=== DATA SHOWN ===
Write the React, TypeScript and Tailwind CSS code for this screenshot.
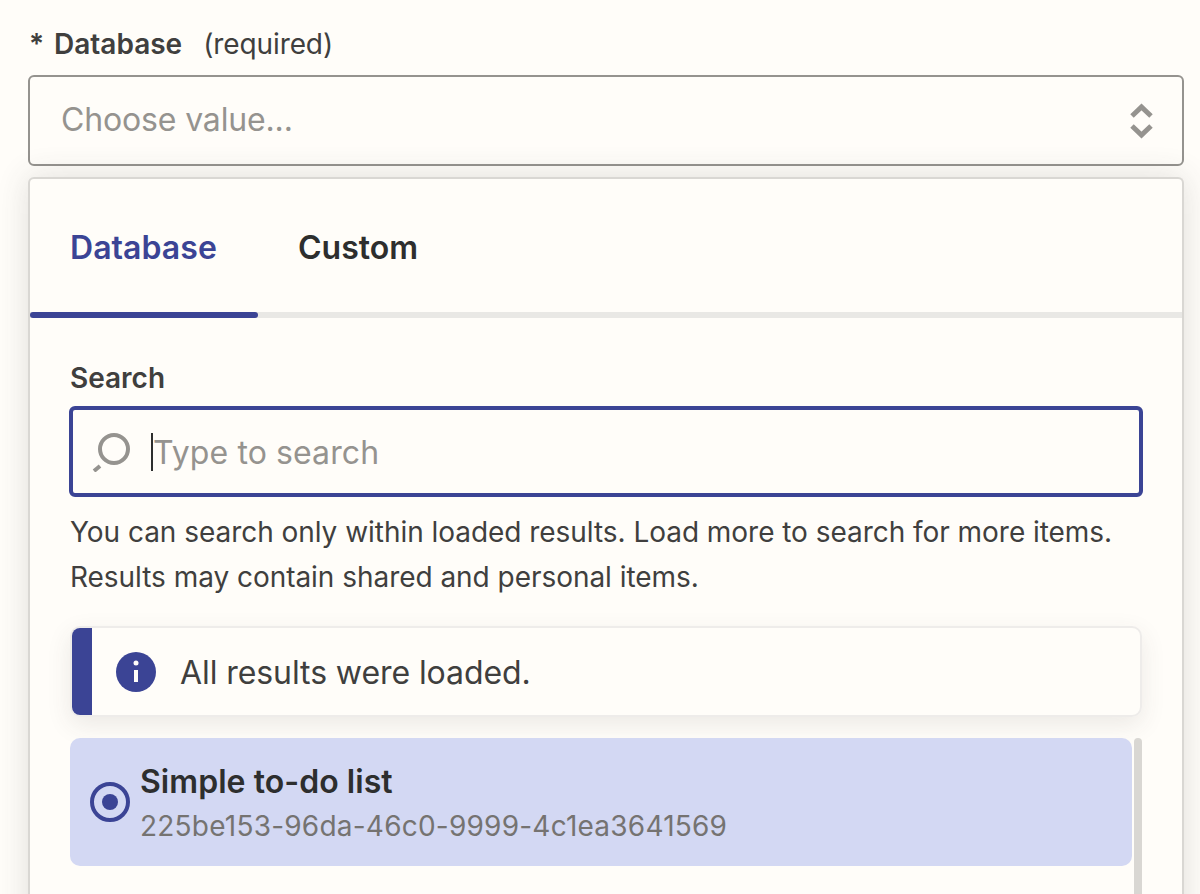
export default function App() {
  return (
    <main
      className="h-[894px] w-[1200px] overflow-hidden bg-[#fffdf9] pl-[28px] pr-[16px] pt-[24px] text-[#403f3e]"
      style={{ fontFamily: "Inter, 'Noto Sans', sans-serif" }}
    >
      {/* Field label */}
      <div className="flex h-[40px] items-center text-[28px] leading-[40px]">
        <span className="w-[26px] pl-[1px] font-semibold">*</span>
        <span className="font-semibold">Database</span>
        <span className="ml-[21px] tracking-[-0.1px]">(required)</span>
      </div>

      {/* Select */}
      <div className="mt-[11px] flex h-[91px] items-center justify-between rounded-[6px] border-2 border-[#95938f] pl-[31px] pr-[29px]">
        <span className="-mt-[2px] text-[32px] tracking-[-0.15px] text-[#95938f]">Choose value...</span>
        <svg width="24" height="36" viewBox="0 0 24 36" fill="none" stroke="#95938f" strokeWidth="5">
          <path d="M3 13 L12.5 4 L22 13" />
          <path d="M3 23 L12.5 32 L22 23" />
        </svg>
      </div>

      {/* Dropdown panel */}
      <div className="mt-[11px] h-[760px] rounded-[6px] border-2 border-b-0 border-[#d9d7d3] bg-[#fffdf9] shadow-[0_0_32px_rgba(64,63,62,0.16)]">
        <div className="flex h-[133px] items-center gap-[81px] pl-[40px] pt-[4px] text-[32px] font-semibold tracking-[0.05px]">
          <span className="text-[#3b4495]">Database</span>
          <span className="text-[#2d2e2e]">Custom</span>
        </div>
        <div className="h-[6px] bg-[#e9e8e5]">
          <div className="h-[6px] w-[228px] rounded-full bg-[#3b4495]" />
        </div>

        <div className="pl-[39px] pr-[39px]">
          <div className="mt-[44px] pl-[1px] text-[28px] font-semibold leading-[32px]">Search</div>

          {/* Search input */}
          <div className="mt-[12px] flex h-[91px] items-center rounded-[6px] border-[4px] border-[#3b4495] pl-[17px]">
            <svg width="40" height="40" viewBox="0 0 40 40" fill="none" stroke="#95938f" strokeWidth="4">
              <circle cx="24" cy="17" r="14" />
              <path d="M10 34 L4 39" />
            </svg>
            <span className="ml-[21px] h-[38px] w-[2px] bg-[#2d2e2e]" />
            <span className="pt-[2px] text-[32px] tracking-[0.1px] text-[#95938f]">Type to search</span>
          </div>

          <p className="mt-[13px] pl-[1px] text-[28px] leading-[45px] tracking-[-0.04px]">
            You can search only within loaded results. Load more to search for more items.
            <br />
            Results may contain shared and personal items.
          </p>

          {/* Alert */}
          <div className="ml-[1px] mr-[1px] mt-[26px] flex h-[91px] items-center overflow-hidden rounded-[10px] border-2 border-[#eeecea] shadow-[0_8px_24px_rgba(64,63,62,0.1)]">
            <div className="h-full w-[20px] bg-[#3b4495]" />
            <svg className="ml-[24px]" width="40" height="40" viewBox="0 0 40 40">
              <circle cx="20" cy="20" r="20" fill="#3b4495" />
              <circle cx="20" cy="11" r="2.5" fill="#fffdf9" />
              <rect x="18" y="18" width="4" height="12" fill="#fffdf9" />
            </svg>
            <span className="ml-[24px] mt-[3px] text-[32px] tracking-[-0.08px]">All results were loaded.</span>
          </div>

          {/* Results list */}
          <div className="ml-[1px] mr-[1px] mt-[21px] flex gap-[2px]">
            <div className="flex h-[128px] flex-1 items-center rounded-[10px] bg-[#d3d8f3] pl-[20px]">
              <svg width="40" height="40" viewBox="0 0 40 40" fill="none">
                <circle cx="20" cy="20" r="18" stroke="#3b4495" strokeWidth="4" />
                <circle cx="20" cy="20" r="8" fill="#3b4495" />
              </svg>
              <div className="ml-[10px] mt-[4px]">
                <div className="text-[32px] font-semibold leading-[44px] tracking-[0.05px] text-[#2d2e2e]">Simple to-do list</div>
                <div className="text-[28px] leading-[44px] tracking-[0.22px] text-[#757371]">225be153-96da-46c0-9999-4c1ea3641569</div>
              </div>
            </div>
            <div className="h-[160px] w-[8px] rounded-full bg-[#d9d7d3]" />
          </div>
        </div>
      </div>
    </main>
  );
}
===
* STATED GOAL *
Output the material word for word, omitting its pictures.

* ANSWER TO THE PROBLEM *
Write the React, TypeScript and Tailwind CSS code for this screenshot.
export default function App() {
  return (
    <main
      className="h-[894px] w-[1200px] overflow-hidden bg-[#fffdf9] pl-[28px] pr-[16px] pt-[24px] text-[#403f3e]"
      style={{ fontFamily: "Inter, 'Noto Sans', sans-serif" }}
    >
      {/* Field label */}
      <div className="flex h-[40px] items-center text-[28px] leading-[40px]">
        <span className="w-[26px] pl-[1px] font-semibold">*</span>
        <span className="font-semibold">Database</span>
        <span className="ml-[21px] tracking-[-0.1px]">(required)</span>
      </div>

      {/* Select */}
      <div className="mt-[11px] flex h-[91px] items-center justify-between rounded-[6px] border-2 border-[#95938f] pl-[31px] pr-[29px]">
        <span className="-mt-[2px] text-[32px] tracking-[-0.15px] text-[#95938f]">Choose value...</span>
        <svg width="24" height="36" viewBox="0 0 24 36" fill="none" stroke="#95938f" strokeWidth="5">
          <path d="M3 13 L12.5 4 L22 13" />
          <path d="M3 23 L12.5 32 L22 23" />
        </svg>
      </div>

      {/* Dropdown panel */}
      <div className="mt-[11px] h-[760px] rounded-[6px] border-2 border-b-0 border-[#d9d7d3] bg-[#fffdf9] shadow-[0_0_32px_rgba(64,63,62,0.16)]">
        <div className="flex h-[133px] items-center gap-[81px] pl-[40px] pt-[4px] text-[32px] font-semibold tracking-[0.05px]">
          <span className="text-[#3b4495]">Database</span>
          <span className="text-[#2d2e2e]">Custom</span>
        </div>
        <div className="h-[6px] bg-[#e9e8e5]">
          <div className="h-[6px] w-[228px] rounded-full bg-[#3b4495]" />
        </div>

        <div className="pl-[39px] pr-[39px]">
          <div className="mt-[44px] pl-[1px] text-[28px] font-semibold leading-[32px]">Search</div>

          {/* Search input */}
          <div className="mt-[12px] flex h-[91px] items-center rounded-[6px] border-[4px] border-[#3b4495] pl-[17px]">
            <svg width="40" height="40" viewBox="0 0 40 40" fill="none" stroke="#95938f" strokeWidth="4">
              <circle cx="24" cy="17" r="14" />
              <path d="M10 34 L4 39" />
            </svg>
            <span className="ml-[21px] h-[38px] w-[2px] bg-[#2d2e2e]" />
            <span className="pt-[2px] text-[32px] tracking-[0.1px] text-[#95938f]">Type to search</span>
          </div>

          <p className="mt-[13px] pl-[1px] text-[28px] leading-[45px] tracking-[-0.04px]">
            You can search only within loaded results. Load more to search for more items.
            <br />
            Results may contain shared and personal items.
          </p>

          {/* Alert */}
          <div className="ml-[1px] mr-[1px] mt-[26px] flex h-[91px] items-center overflow-hidden rounded-[10px] border-2 border-[#eeecea] shadow-[0_8px_24px_rgba(64,63,62,0.1)]">
            <div className="h-full w-[20px] bg-[#3b4495]" />
            <svg className="ml-[24px]" width="40" height="40" viewBox="0 0 40 40">
              <circle cx="20" cy="20" r="20" fill="#3b4495" />
              <circle cx="20" cy="11" r="2.5" fill="#fffdf9" />
              <rect x="18" y="18" width="4" height="12" fill="#fffdf9" />
            </svg>
            <span className="ml-[24px] mt-[3px] text-[32px] tracking-[-0.08px]">All results were loaded.</span>
          </div>

          {/* Results list */}
          <div className="ml-[1px] mr-[1px] mt-[21px] flex gap-[2px]">
            <div className="flex h-[128px] flex-1 items-center rounded-[10px] bg-[#d3d8f3] pl-[20px]">
              <svg width="40" height="40" viewBox="0 0 40 40" fill="none">
                <circle cx="20" cy="20" r="18" stroke="#3b4495" strokeWidth="4" />
                <circle cx="20" cy="20" r="8" fill="#3b4495" />
              </svg>
              <div className="ml-[10px] mt-[4px]">
                <div className="text-[32px] font-semibold leading-[44px] tracking-[0.05px] text-[#2d2e2e]">Simple to-do list</div>
                <div className="text-[28px] leading-[44px] tracking-[0.22px] text-[#757371]">225be153-96da-46c0-9999-4c1ea3641569</div>
              </div>
            </div>
            <div className="h-[160px] w-[8px] rounded-full bg-[#d9d7d3]" />
          </div>
        </div>
      </div>
    </main>
  );
}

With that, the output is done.